Program 1482 - CAL-NRC-014 - Coronagraphic PSF Characterization & TA Verification
This program characterizes the NIRCam coronagraphic PSF with different observing configurations (all masks and 1 or 2 filters) using a relatively bright photometric standard star and the small-grid dither patterns. Data from this program can also be used to verify target acquisition (TA) and flux calibration (CAL-NIRCam-013). PSF Characterization: PSF characterization will use a JWST standard star and all mask/filter combinations that span the coronagraphic imaging wavelength range. These observations will check our ability to bootstrap accurate (to ~1-2%) absolute photometry with coronagraphs (including the coronagraphic wedge, substrate, Lyot stop) with respect to the standard imaging using the whole optical system (phased telescope + instrument). We will characterize the behavior of the PSF with wavelength and position along the bars. The same star will be observed in imaging mode through the same filters to make a direct comparison. We will also observe the same star with the coronagraph wedge in place, but placing the star a few arcsec outside the mask. Since we use a photometric standard (likely SNAP-2, a G2V star with K=14.2 mag), these data can supplement the absolute flux calibration. Target Acquisition: The PSF observations can also be used to as an additional check of the TA offsets, which will be verified during Commissioning (COM-NRC-30). This check requires no additional dedicated observations. After the TA exposure and subsequent slew to the occulter position, the fine steering mirror is used to perform a 5- or 3-point dither sequence in steps of ~10 mas. This will allow a verification of and, if necessary, an update to the ideal position of the bright star behind each occulter. This program will test the faint target acquisition (with SNAP-2); bright targets observed in the absolute flux calibration program (CAL-NIRCam-013) will test TA using the neutral density squares.

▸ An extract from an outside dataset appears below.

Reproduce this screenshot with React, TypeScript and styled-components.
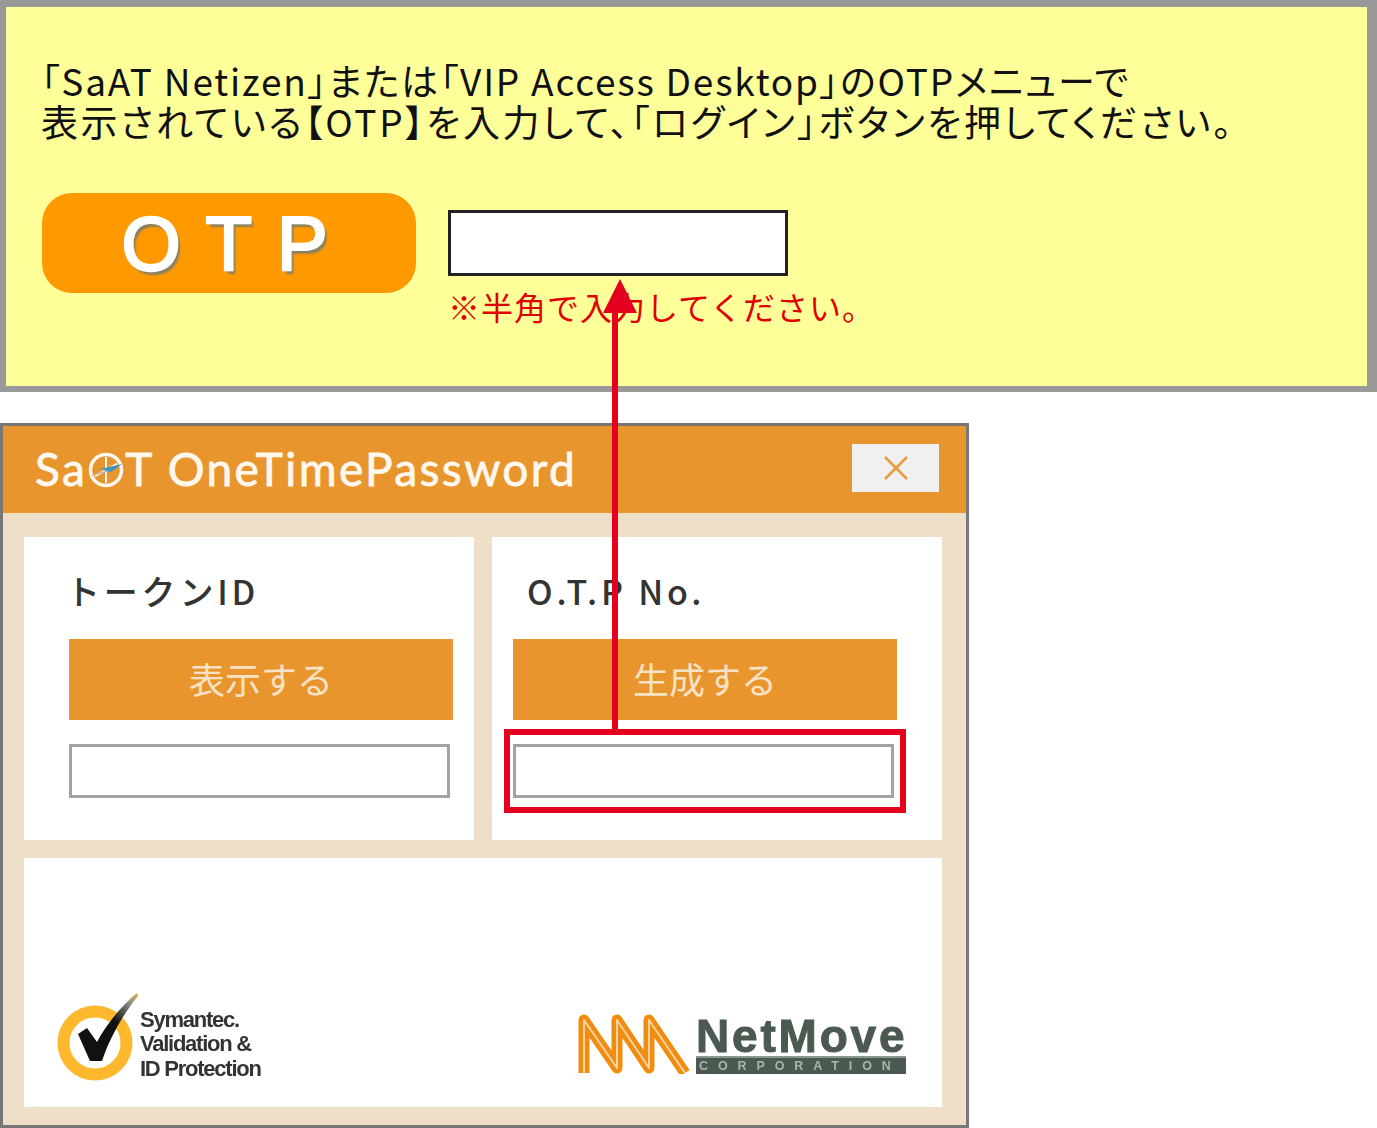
import React from 'react';
import styled, { createGlobalStyle } from 'styled-components';

const Global = createGlobalStyle`
  html, body { margin: 0; padding: 0; background: #fff; }
  body { font-family: "Liberation Sans", "Noto Sans CJK JP", sans-serif; }
`;

const Page = styled.div`
  position: relative;
  width: 1377px;
  height: 1128px;
  overflow: hidden;
  display: flex;
  flex-direction: column;
  gap: 31px;
`;

// upper panel
const Notice = styled.section`
  box-sizing: border-box;
  height: 392px;
  background: #ffff99;
  border: solid #999999;
  border-width: 7px 10px 6px 6px;
  padding: 53px 0 0 35px;
`;

const NoticeLine = styled.div<{ $tracking: number }>`
  font-family: "Noto Sans CJK JP", sans-serif;
  font-size: 37px;
  line-height: 41px;
  color: #111;
  white-space: nowrap;
  font-feature-settings: "palt";
  letter-spacing: ${p => p.$tracking}px;
`;

const NoticeRow = styled.div`
  display: flex;
  gap: 32px;
  margin-left: 1px;
  margin-top: 51px;
`;

const OtpBadge = styled.div`
  box-sizing: border-box;
  width: 374px;
  height: 100px;
  padding-left: 16px;
  border-radius: 30px;
  background: #ff9900;
  color: #fff;
  display: flex;
  align-items: center;
  justify-content: center;
  font-family: "Liberation Sans", sans-serif;
  font-size: 76px;
  font-weight: 400;
  letter-spacing: 25px;
  -webkit-text-stroke: 2.5px #fff;
  text-shadow: 3px 4px 2px #8a8060;
`;

const OtpColumn = styled.div`
  display: flex;
  flex-direction: column;
  padding-top: 17px;
`;

const OtpInput = styled.div`
  box-sizing: border-box;
  width: 340px;
  height: 66px;
  background: #fff;
  border: 3px solid #222;
`;

const HalfWidthNote = styled.div`
  margin-top: 10px;
  font-family: "Noto Sans CJK JP", sans-serif;
  font-size: 32px;
  line-height: 40px;
  letter-spacing: 1px;
  color: #e00000;
  white-space: nowrap;
`;

// lower window
const Window = styled.section`
  box-sizing: border-box;
  width: 969px;
  height: 705px;
  border: 3px solid #777777;
  background: #f0dfc8;
  display: flex;
  flex-direction: column;
`;

const TitleBar = styled.header`
  height: 87px;
  background: #e9952e;
  display: flex;
  align-items: center;
  justify-content: space-between;
  padding: 0 27px 0 32px;
  flex-shrink: 0;
`;

const TitleText = styled.div`
  display: flex;
  align-items: center;
  font-family: "Lato", sans-serif;
  font-size: 46px;
  font-weight: 400;
  letter-spacing: 2.4px;
  -webkit-text-stroke: 0.8px #fff8ee;
  color: #fff8ee;
  white-space: pre;
  margin-top: -2px;
`;

const CloseButton = styled.div`
  width: 87px;
  height: 48px;
  margin-top: -3px;
  background: #f0f0f0;
  display: flex;
  align-items: center;
  justify-content: center;
`;

const WindowBody = styled.div`
  flex: 1;
  display: grid;
  grid-template-columns: 450px 450px;
  grid-template-rows: 303px 249px;
  gap: 18px;
  padding: 24px 24px 18px 21px;
`;

const Card = styled.div<{ $inset: number }>`
  background: #fff;
  display: flex;
  flex-direction: column;
  padding-left: ${p => p.$inset}px;
`;

const CardTitle = styled.div<{ $shift: number }>`
  margin: 34px 0 0 ${p => p.$shift}px;
  height: 68px;
  font-family: "Noto Sans CJK JP", sans-serif;
  font-size: 34px;
  line-height: 40px;
  font-weight: 500;
  letter-spacing: 3.8px;
  color: #333;
  white-space: nowrap;
`;

const OrangeButton = styled.div`
  box-sizing: border-box;
  width: 384px;
  height: 81px;
  padding-bottom: 4px;
  background: #e9952e;
  color: #f8e2c6;
  display: flex;
  align-items: center;
  justify-content: center;
  font-family: "Noto Sans CJK JP", sans-serif;
  font-size: 36px;
`;

const FieldBox = styled.div`
  box-sizing: border-box;
  width: 381px;
  height: 54px;
  margin-top: 24px;
  background: #fff;
  border: 3px solid #a3a3a3;
`;

const FooterCard = styled.div`
  grid-column: 1 / 3;
  background: #fff;
  display: flex;
  align-items: flex-end;
  justify-content: space-between;
  padding: 0 36px 24px 32px;
`;

const SymantecLogo = styled.div`
  display: flex;
  align-items: flex-end;
`;

const SymantecText = styled.div`
  margin: 0 0 2px -14px;
  font-family: "Liberation Sans", sans-serif;
  font-size: 22px;
  line-height: 24.5px;
  font-weight: 700;
  letter-spacing: -1.25px;
  color: #333;
  white-space: nowrap;
  filter: blur(0.6px);
`;

const NetMoveLogo = styled.div`
  display: flex;
  align-items: flex-end;
  gap: 6px;
  margin-bottom: 9px;
`;

const NetMoveWords = styled.div`
  width: 210px;
  display: flex;
  flex-direction: column;
`;

const NetMoveName = styled.div`
  font-family: "Liberation Sans", sans-serif;
  font-size: 46px;
  line-height: 38px;
  height: 39px;
  font-weight: 700;
  letter-spacing: 2.8px;
  -webkit-text-stroke: 1px #4b5a50;
  color: #4b5a50;
  white-space: nowrap;
  filter: blur(0.6px);
`;

const CorporationBar = styled.div`
  height: 18px;
  background: #4b5a50;
  border-top: 2px solid #8d9790;
  box-sizing: border-box;
  padding-left: 3px;
  color: #aab3ad;
  font-family: "Liberation Sans", sans-serif;
  font-size: 12.5px;
  line-height: 16px;
  font-weight: 700;
  letter-spacing: 9.9px;
  white-space: nowrap;
  filter: blur(0.4px);
`;

// red annotation over both panels
const CalloutBox = styled.div`
  position: absolute;
  box-sizing: border-box;
  left: 504px;
  top: 729px;
  width: 402px;
  height: 84px;
  border: 6px solid #e60020;
`;

const CalloutLine = styled.div`
  position: absolute;
  left: 612px;
  top: 300px;
  width: 6px;
  height: 430px;
  background: #e60020;
`;

const CalloutHead = styled.div`
  position: absolute;
  left: 603px;
  top: 279px;
  width: 0;
  height: 0;
  border-left: 17px solid transparent;
  border-right: 17px solid transparent;
  border-bottom: 34px solid #e60020;
`;

const LogoMark = () => (
  <svg width="40" height="44" viewBox="0 0 40 44" style={{ margin: '0 -1px', display: 'block' }}>
    <circle cx="20" cy="23" r="15.5" fill="none" stroke="#fff8ee" strokeWidth="3.5" />
    <path d="M20 10v26M9 29l22-12" stroke="#fff8ee" strokeWidth="2" />
    <path d="M1 30 24 22l2 2z" fill="#b9b4ac" />
    <path d="M14 22l22-5-11 8z" fill="#3d93c4" />
  </svg>
);

const CloseIcon = () => (
  <svg width="26" height="26" viewBox="0 0 26 26">
    <path d="M2 2l22 22M24 2 2 24" stroke="#ea9b3e" strokeWidth="2.6" />
  </svg>
);

const CheckMark = () => (
  <svg width="98" height="90" viewBox="0 0 98 90" style={{ display: 'block' }}>
    <defs>
      <linearGradient id="tail" x1="0" y1="1" x2="1" y2="0">
        <stop offset="0.6" stopColor="#111" />
        <stop offset="0.85" stopColor="#8a8a84" />
        <stop offset="1" stopColor="#e0b040" />
      </linearGradient>
    </defs>
    <circle cx="39" cy="50" r="31.5" fill="none" stroke="#fdb82e" strokeWidth="12" />
    <path d="M22 41l9-6 10 14C50 32 66 12 81 0l1 3C68 20 54 44 46 68H34z" fill="url(#tail)" />
  </svg>
);

const WaveMark = () => (
  <svg width="114" height="60" viewBox="0 0 114 60" style={{ display: 'block' }}>
    <path
      d="M8 59V6L41 54V6L73 54V6L109 59"
      fill="none"
      stroke="#f08c10"
      strokeWidth="11"
      strokeLinejoin="round"
    />
    <path
      d="M8 59V6L41 54V6L73 54V6L109 59"
      fill="none"
      stroke="#fbd3a0"
      strokeWidth="2"
      strokeLinejoin="round"
    />
  </svg>
);

const App = () => {
  return (
    <Page>
      <Global />
      <Notice>
        <NoticeLine $tracking={1.8}>「SaAT Netizen」または「VIP Access Desktop」のOTPメニューで</NoticeLine>
        <NoticeLine $tracking={2.6}>表示されている【OTP】を入力して、「ログイン」ボタンを押してください。</NoticeLine>
        <NoticeRow>
          <OtpBadge>OTP</OtpBadge>
          <OtpColumn>
            <OtpInput />
            <HalfWidthNote>※半角で入力してください。</HalfWidthNote>
          </OtpColumn>
        </NoticeRow>
      </Notice>

      <Window>
        <TitleBar>
          <TitleText>
            Sa
            <LogoMark />
            T OneTimePassword
          </TitleText>
          <CloseButton>
            <CloseIcon />
          </CloseButton>
        </TitleBar>
        <WindowBody>
          <Card $inset={45}>
            <CardTitle $shift={-3}>トークンID</CardTitle>
            <OrangeButton>表示する</OrangeButton>
            <FieldBox />
          </Card>
          <Card $inset={21}>
            <CardTitle $shift={14}>O.T.P No.</CardTitle>
            <OrangeButton>生成する</OrangeButton>
            <FieldBox />
          </Card>
          <FooterCard>
            <SymantecLogo>
              <CheckMark />
              <SymantecText>
                Symantec.
                <br />
                Validation &amp;
                <br />
                ID Protection
              </SymantecText>
            </SymantecLogo>
            <NetMoveLogo>
              <WaveMark />
              <NetMoveWords>
                <NetMoveName>NetMove</NetMoveName>
                <CorporationBar>CORPORATION</CorporationBar>
              </NetMoveWords>
            </NetMoveLogo>
          </FooterCard>
        </WindowBody>
      </Window>

      <CalloutLine />
      <CalloutHead />
      <CalloutBox />
    </Page>
  );
};

export default App;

Program 1483 - CAL-NRC-016 - Subarray Dark Current and Read-Noise Monitor
This program takes Dark frames for the NIRCam subarrays using the equivalent of every readout pattern. For this activity, the pupil wheels will be set to the "Dark" position. The data will be used to further characterize readnoise, 1/f noise, IPC, cross-talk, and superbias. Dark frames are particularly important for subarrays because of "glow" from the amplifiers, which accumulates each time a pixel is read out. Since subarrays have short frametimes, the glow accumulates much faster than it does in the full frame images. The glow may produce significant structure across subarrays, and is also expected to change if the ASICs are re-tuned. Note that at the time of submission, APT does not include subarrays other than SUB640, SUB320, and SUB160 in the Dark template (Module B only). A few other subarrays are available in Engineering mode, but those time estimates are inflated (they include slews). This APT file therefore does NOT include an accurate time estimate---it is only a placeholder used to help estimate time and data volume. Only 1 epoch is included in this APT file. All together, we will have 5 epochs, for a total of about 50 hrs. The required subarrays are expected to be included in future versions of APT.